All regions showed a decline compared to a year ago. The fall in the Asia/Pacific PC market continued, showing five consecutive quarters of the shipment decline, while the EMEA PC market registered two consecutive quarters of double-digit decline.

“We are seeing the PC market reduction directly tied to the shrinking installed base of PCs, as inexpensive tablets displace the low-end machines used primarily for consumption in mature and developed markets,” said Mikako Kitagawa, principal analyst at Gartner, in a statement. “In emerging markets, inexpensive tablets have become the first computing device for many people, who at best are deferring the purchase of a PC. This is also accounting for the collapse of the mini notebook market.”
HP and Lenovo’s neck-and-neck competition continued. This time, Lenovo was back in the top position by only a small difference in share (see Table 1). Lenovo showed mixed regional results, as it experienced strong growth in the Americas and EMEA, while showing a major decline in Asia/Pacific. Weakness in China was most likely the contributor of Lenovo’s shipment decline in the region as the majority of Lenovo’s volume came from China.

While HP was slightly behind Lenovo, HP is a market leader in key regions including the U.S., EMEA and Latin America. Asia/Pacific has been a weakness the last three years for HP, but preliminary second quarter results suggest an improvement of their performance in the region.

Table 1: Preliminary Worldwide PC Vendor Unit Shipment Estimates for 2Q13 (Units)
Gartner: Preliminary Worldwide PC Vendor Unit Shipment Estimates for 2Q13 (Units)
Note: Data includes desk-based PCs and mobile PCs, including mini-notebooks but not media tablets such as the iPad. Source: Gartner (July 2013)

Dell’s shipments declined compared to a year ago, but its 2Q13 results showed a smaller decline than the past several quarters. Dell showed good growth in the U.S. and Japan, but struggled to increase shipments in Asia/Pacific and EMEA. Both Acer and ASUS showed steep declines compared to the second quarter last year. The decline was partly affected by their strategies to exit the mini-notebook market.

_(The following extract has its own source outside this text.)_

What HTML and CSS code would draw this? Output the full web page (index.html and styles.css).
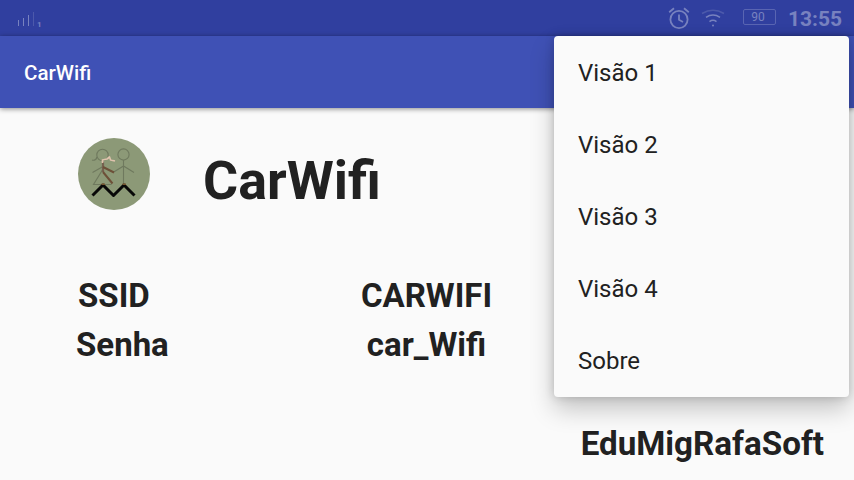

“While Windows 8 has been blamed by some as the reason for the PC market’s decline, we believe this is unfounded as it does not explain the sustained decline in PC shipments, nor does it explain Apple’s market performance,” Ms. Kitagawa said.

In the U.S. market, PC shipments totaled 15 million units in the second quarter of 2013, a 1.4 percent decline from the second quarter of 2012 (see Table 2). This decline was less than the past seven quarters, and the market grew 8.5 percent sequentially.

“Our preliminary results indicate that this reduced market decline was attributed to solid growth in the professional market,” Ms. Kitagawa said. “Three of the major professional PC suppliers, HP, Dell and Lenovo, all registered better than U.S. average growth rate. The end of Windows XP support potentially drove the remaining PC refresh in the U.S. professional market.”

Table 2: Preliminary U.S. PC Vendor Unit Shipment Estimates for 2Q13 (Units)
Gartner: Table 2: Preliminary U.S. PC Vendor Unit Shipment Estimates for 2Q13 (Units)
Note: Data includes desk-based PCs and mobile PCs, including mini-notebooks but not media tablets such as the iPad. Source: Gartner (July 2013)

PC shipments in Europe, Middle East and Africa (EMEA) were weakened in the second quarter of 2013, with a 16.8 per cent decline over the same period last year, marking the fifth consecutive quarter of decreasing shipments.

“The sharp decline in the second quarter of 2013 was partly due to the shift in usage patterns away from notebooks to tablets, and partly because the PC market was exposed to inventory reductions in the channel due to the start of the transition to new Haswell-based products,” said Isabelle Durand, principal research analyst at Gartner, in a statement. “Touch-based notebooks still account for less than 10 per cent of the total consumer notebook shipments in the last quarter.”

“Shipment levels remained weak in Western Europe in the second quarter of 2013 as PC replacement rates continued to be extremely low, while the challenging economic environment is muting spending in consumer markets,” said Ms Durand. “Shipments in Eastern Europe also remained low as this is typically a quiet quarter for business buyers in the region, and consumers are predominantly looking for Android-based tablets. In the Middle East and Africa, tablet and smartphone adoption also continued to draw demand away from PCs in the second quarter of 2013.”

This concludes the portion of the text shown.